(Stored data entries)
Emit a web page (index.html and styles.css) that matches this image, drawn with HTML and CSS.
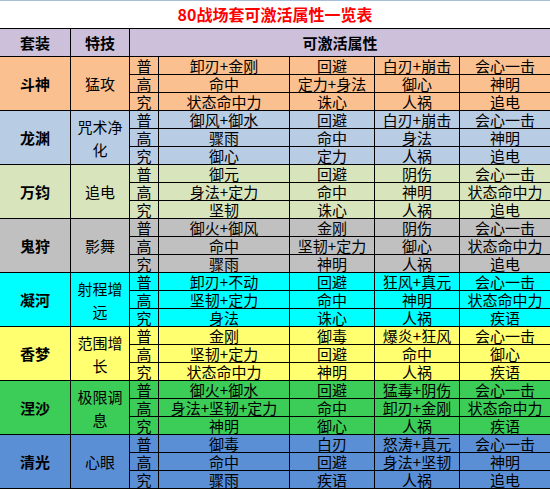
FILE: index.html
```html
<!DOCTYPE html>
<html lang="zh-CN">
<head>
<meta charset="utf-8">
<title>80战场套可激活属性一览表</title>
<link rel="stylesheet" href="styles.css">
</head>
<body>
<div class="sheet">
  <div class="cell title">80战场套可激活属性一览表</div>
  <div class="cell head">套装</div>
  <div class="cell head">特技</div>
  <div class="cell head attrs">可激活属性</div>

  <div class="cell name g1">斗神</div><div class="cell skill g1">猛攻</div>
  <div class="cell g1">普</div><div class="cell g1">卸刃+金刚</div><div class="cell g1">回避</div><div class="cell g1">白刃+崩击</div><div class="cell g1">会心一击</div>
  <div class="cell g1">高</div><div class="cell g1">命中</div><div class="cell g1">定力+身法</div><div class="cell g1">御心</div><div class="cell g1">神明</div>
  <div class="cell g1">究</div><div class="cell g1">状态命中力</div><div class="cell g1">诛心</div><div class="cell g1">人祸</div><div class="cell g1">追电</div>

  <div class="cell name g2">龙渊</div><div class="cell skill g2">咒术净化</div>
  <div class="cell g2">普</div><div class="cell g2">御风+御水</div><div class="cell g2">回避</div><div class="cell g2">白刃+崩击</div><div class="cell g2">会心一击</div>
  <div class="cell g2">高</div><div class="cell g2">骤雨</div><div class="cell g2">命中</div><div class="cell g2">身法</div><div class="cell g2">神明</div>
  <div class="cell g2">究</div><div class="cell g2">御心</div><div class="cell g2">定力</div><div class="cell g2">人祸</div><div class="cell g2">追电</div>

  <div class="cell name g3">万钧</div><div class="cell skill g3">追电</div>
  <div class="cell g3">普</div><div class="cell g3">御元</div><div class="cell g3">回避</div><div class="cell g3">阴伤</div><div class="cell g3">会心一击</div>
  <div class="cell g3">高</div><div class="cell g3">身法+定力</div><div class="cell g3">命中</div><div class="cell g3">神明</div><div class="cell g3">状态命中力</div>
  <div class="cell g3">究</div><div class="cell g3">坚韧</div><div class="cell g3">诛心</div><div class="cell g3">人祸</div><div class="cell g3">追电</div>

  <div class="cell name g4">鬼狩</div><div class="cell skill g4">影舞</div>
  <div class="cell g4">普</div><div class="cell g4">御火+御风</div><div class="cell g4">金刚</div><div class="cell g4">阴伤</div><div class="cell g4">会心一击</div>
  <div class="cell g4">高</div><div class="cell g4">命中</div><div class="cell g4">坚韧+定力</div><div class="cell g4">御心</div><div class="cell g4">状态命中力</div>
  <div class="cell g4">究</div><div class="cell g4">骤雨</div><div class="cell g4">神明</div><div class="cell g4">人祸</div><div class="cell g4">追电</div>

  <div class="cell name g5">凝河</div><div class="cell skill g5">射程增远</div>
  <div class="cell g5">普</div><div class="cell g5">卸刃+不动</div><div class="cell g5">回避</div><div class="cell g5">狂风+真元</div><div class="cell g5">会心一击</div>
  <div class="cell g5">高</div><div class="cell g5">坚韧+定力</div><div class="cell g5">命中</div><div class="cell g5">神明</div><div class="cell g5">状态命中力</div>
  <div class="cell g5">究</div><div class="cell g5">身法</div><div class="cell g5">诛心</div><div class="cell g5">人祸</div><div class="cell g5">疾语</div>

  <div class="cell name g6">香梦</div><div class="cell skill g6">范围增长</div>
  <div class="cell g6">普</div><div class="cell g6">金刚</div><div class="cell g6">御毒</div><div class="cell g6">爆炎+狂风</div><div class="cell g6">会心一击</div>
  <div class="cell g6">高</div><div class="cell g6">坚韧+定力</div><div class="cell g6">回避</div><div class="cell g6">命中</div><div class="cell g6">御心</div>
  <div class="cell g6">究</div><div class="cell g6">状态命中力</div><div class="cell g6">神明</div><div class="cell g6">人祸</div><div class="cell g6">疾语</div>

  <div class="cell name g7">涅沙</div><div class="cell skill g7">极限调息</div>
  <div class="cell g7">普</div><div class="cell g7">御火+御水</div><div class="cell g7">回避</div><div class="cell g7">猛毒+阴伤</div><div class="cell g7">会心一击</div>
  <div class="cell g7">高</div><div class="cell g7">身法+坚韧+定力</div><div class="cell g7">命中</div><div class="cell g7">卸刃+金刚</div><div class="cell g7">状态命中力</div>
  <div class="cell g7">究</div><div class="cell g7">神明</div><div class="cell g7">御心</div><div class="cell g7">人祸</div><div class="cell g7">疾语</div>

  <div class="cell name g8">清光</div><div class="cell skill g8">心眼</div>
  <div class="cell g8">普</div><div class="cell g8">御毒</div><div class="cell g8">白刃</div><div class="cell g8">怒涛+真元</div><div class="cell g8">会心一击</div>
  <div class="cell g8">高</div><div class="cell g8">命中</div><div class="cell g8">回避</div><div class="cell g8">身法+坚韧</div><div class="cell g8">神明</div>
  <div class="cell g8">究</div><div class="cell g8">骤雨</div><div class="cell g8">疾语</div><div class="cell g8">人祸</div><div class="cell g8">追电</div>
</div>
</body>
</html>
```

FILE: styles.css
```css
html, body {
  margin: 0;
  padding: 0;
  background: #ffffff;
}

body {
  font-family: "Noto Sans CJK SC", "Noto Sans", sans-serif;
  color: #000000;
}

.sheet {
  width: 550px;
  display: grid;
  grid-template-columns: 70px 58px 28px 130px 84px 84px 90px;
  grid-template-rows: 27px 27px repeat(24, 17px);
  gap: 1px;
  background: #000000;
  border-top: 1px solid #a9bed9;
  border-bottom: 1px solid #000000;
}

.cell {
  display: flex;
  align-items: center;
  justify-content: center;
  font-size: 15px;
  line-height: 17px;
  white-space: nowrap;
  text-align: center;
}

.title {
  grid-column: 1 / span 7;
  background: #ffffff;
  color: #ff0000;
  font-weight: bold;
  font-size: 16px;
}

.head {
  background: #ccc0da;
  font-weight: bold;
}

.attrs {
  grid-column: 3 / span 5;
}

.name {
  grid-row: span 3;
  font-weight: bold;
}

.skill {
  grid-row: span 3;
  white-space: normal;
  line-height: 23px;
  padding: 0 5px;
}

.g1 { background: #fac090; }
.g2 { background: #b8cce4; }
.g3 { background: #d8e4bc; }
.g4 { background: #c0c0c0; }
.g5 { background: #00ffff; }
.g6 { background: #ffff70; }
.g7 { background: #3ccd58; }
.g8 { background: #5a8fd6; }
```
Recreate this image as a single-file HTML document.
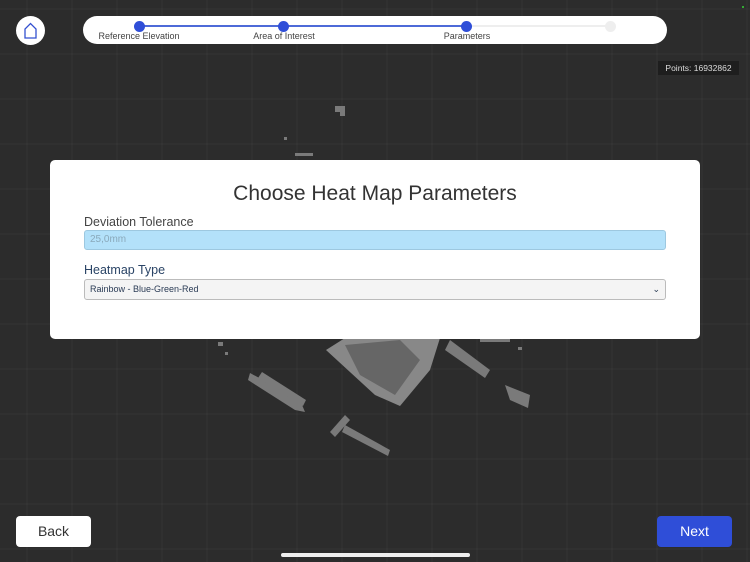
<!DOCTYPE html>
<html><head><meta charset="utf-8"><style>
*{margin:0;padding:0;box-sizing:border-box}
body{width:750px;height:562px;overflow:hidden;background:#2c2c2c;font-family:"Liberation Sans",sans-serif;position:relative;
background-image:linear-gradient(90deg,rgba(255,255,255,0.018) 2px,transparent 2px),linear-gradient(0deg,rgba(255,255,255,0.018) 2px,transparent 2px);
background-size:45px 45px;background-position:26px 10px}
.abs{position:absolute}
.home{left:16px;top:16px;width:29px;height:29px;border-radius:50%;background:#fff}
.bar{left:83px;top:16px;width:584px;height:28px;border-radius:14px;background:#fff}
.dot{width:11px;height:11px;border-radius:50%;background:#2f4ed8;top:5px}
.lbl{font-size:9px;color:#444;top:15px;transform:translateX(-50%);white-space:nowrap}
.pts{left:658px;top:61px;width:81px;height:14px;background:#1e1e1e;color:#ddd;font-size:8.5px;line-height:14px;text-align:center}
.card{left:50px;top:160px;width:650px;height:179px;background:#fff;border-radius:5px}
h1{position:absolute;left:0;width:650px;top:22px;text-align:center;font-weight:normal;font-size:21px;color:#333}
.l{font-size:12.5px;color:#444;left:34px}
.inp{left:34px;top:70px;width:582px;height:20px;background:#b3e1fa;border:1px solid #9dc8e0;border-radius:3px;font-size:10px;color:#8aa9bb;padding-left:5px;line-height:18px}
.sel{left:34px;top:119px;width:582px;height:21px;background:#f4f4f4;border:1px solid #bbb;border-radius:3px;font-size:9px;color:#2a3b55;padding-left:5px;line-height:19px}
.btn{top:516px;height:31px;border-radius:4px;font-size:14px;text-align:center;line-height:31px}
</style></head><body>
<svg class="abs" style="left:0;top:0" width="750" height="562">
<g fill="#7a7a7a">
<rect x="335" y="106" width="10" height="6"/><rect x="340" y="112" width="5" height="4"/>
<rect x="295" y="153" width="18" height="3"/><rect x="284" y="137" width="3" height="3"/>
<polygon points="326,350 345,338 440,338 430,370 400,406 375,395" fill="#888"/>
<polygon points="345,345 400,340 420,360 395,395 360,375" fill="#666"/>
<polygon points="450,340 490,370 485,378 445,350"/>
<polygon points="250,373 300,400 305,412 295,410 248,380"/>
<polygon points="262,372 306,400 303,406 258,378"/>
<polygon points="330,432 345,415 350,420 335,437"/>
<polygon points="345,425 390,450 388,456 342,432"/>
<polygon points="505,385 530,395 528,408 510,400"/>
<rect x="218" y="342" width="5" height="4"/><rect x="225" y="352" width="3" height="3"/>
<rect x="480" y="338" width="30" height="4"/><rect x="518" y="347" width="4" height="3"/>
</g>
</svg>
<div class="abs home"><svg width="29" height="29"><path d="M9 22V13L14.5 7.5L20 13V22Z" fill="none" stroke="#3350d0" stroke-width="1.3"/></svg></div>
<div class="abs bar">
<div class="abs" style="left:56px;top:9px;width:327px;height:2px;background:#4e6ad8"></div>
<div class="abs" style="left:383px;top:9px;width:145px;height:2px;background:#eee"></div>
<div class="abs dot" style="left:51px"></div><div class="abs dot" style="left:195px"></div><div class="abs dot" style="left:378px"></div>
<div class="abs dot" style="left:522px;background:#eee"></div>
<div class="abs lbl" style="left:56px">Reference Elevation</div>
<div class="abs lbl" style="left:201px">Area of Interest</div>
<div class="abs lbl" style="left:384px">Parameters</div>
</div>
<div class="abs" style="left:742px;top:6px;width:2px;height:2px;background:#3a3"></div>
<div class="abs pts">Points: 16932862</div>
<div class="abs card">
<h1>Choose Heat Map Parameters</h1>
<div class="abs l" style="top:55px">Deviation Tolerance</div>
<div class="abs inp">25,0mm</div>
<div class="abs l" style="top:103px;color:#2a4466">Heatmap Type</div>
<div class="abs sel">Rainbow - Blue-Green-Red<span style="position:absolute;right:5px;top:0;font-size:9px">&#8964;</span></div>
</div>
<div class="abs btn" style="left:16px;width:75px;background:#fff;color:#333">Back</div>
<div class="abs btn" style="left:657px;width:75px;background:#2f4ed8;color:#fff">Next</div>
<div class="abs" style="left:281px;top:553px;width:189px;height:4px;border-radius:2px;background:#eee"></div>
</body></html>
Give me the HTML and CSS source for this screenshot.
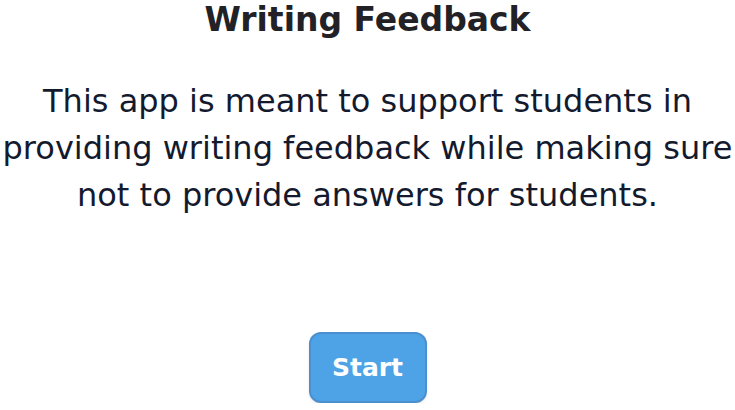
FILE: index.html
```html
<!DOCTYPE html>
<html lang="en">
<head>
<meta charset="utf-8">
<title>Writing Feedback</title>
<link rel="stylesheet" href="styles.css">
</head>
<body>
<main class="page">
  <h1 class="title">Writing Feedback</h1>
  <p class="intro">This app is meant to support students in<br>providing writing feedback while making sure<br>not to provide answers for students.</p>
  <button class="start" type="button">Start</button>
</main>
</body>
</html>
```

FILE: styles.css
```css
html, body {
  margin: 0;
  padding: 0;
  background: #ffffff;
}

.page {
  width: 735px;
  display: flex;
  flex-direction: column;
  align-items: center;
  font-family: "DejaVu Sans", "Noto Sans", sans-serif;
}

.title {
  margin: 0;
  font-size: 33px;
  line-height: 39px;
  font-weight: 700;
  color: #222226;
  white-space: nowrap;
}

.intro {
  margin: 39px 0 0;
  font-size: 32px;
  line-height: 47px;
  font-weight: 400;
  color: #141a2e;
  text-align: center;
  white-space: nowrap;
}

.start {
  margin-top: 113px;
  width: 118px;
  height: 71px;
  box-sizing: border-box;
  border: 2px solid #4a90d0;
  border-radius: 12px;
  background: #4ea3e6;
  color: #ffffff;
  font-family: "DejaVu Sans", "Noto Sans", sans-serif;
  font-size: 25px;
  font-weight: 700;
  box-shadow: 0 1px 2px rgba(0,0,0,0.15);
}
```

(What the exercise asks): Everything from the line with "Give me the" through the end of the records above, and nothing else, is to be quoted exactly; please leave the pictures out.

(Completed task):
Give me the HTML and CSS source for this screenshot.
FILE: index.html
```html
<!DOCTYPE html>
<html lang="en">
<head>
<meta charset="utf-8">
<title>Writing Feedback</title>
<link rel="stylesheet" href="styles.css">
</head>
<body>
<main class="page">
  <h1 class="title">Writing Feedback</h1>
  <p class="intro">This app is meant to support students in<br>providing writing feedback while making sure<br>not to provide answers for students.</p>
  <button class="start" type="button">Start</button>
</main>
</body>
</html>
```

FILE: styles.css
```css
html, body {
  margin: 0;
  padding: 0;
  background: #ffffff;
}

.page {
  width: 735px;
  display: flex;
  flex-direction: column;
  align-items: center;
  font-family: "DejaVu Sans", "Noto Sans", sans-serif;
}

.title {
  margin: 0;
  font-size: 33px;
  line-height: 39px;
  font-weight: 700;
  color: #222226;
  white-space: nowrap;
}

.intro {
  margin: 39px 0 0;
  font-size: 32px;
  line-height: 47px;
  font-weight: 400;
  color: #141a2e;
  text-align: center;
  white-space: nowrap;
}

.start {
  margin-top: 113px;
  width: 118px;
  height: 71px;
  box-sizing: border-box;
  border: 2px solid #4a90d0;
  border-radius: 12px;
  background: #4ea3e6;
  color: #ffffff;
  font-family: "DejaVu Sans", "Noto Sans", sans-serif;
  font-size: 25px;
  font-weight: 700;
  box-shadow: 0 1px 2px rgba(0,0,0,0.15);
}
```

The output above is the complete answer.